Rewriting all the minor characters — removing incompetent kops Kristiansen and Kvant, for instance, tends to soften the novel’s criticism of the police. We do get Anthony Zerbe as one of those perpetually furious, exploding police chiefs, but the books’ exposure of the way the police force is politicised and the bosses are more concerned with covering their own asses is missing.


The “Swedish nympho” — actually just a highly-sexed and pragmatic young woman in the book — is absent, but we get Joanna Cassidy as a lesbian nurse. She’s kind of a positive portrayal — the movie wants her to be titillating, and Cassidy is suitably glamorous, but it’s a very rare example of a lesbian in a mainstream Hollywood film who isn’t either a murderer or a murder victim. Some kind of weird flirtation with Dern confuses the issue. What we see quite clearly in the movie is that Hollywood finds lesbians titillating and gay men disgusting and frightening. It’s not as bad as FREEBIE AND THE BEAN in this respect, but then, nothing is.

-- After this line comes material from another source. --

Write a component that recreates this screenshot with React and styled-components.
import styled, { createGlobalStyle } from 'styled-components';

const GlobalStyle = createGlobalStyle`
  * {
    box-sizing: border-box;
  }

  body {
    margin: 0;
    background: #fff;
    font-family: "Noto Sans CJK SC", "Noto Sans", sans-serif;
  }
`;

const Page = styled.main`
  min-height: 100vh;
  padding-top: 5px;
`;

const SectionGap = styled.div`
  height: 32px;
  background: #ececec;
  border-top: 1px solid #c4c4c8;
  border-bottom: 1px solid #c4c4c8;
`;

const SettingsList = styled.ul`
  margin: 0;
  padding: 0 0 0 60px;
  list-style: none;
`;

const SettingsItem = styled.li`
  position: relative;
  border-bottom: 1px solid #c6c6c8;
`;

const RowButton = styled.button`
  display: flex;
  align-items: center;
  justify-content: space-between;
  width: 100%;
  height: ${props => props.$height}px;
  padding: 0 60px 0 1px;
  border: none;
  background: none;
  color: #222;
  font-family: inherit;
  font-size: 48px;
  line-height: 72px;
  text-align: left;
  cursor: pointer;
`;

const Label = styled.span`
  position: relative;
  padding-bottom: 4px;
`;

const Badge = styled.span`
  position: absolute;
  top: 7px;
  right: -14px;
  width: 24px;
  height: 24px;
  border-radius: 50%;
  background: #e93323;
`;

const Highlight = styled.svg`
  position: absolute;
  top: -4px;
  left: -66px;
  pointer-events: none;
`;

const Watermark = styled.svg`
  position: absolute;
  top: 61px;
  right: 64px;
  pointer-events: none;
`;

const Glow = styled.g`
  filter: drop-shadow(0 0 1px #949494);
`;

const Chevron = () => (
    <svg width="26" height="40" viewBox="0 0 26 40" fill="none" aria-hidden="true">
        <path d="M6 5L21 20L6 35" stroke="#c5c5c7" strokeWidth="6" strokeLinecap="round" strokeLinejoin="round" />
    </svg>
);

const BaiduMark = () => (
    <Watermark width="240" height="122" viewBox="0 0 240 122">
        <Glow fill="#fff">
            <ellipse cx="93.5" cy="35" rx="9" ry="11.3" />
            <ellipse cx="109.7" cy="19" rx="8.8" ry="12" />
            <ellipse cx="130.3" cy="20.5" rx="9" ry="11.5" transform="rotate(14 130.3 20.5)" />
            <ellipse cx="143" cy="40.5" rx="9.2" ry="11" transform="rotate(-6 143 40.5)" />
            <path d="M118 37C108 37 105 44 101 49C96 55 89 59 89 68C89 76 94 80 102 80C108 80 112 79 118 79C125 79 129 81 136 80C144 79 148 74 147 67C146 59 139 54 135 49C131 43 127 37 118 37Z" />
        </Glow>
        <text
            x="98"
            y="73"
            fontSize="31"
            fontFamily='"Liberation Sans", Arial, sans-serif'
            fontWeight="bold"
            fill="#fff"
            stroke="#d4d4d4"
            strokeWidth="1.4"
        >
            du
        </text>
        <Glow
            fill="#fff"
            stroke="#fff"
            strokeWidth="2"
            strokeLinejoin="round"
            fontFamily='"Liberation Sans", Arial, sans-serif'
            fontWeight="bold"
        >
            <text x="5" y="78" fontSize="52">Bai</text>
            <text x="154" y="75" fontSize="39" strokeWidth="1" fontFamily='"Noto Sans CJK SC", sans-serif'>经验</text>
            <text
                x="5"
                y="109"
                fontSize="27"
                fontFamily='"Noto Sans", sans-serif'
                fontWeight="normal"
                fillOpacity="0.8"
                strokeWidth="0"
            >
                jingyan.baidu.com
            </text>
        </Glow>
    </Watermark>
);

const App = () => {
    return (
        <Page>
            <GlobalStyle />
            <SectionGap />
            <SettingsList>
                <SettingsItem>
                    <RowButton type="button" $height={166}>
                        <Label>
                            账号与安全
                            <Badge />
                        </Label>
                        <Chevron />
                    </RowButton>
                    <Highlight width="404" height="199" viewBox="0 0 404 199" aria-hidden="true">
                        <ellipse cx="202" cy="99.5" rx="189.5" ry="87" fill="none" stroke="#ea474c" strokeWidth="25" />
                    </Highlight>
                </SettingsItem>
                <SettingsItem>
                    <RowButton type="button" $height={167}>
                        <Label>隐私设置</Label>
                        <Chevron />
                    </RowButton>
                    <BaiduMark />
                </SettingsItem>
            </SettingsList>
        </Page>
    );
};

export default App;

Lou Gossett Jr is on hand, too, looking very cool. I was impressed by him telling off Dern for provoking some Black guys — “You’re making it harder for the next cop.” Dern pays no heed. On this viewing, the line struck me a little differently. Faced with a clear example of a white cop being unprofessional and kind of racist, Gossett’s character’s first loyalty is to the force. This seems somewhat true to reality, even if it’s not specifically what the filmmakers intended: some African-American cops do see to see themselves as cops first, and can be as racist as many white cops. Sjöwall & Wahlöö repeatedly talk about the culture in the police force that insists on group unity and an us-against-them attitude, where the “them” is the whole of the rest of the population.
The book’s ending could have worked really well on screen, I think — relying on a character reaction, it could have played a little like the end of THE TAKING OF PELHAM 123, the other entry in Walter Matthau’s public transport duology, making excellent use of that amazing fizzog. In the book, Beck’s teenage daughter presents him with a record of the title song, by Charles Penrose. Beck’s family find it hilarious, but the constitutionally glum Beck doesn’t crack a smile. But at the end of the book, he gets a phone call that cracks the case — the murdered cop had come up with the right answer. Ironically, however, this piece of the puzzle shows up after the case has already been resolved, so it’s a black joke by fate of the kind the books are full of. And Beck, at last, gets the joke.

But, instead, we get an ironic pay-off as a forgotten plot point reemerges as a laughable dead end (it may have inspired the grim gag at the end of Mamet’s HOMICIDE), a reminder that even if you follow every clue in the most professional manner, the universe is likely to have the last laugh. In that sense, it feels absolutely in keeping with the original authors’ sardonic view of the world.
THE LAUGHING POLICEMAN stars Charley Varrick; Freeman Lowell; Sgt. Emil Foley; Zilkov; Prof. Nelson Schwartzkopf; Zelmo Swift; Wonder Woman; Dr. Ernie Lombardi; Zhora; and Sherrif J.W. Pepper.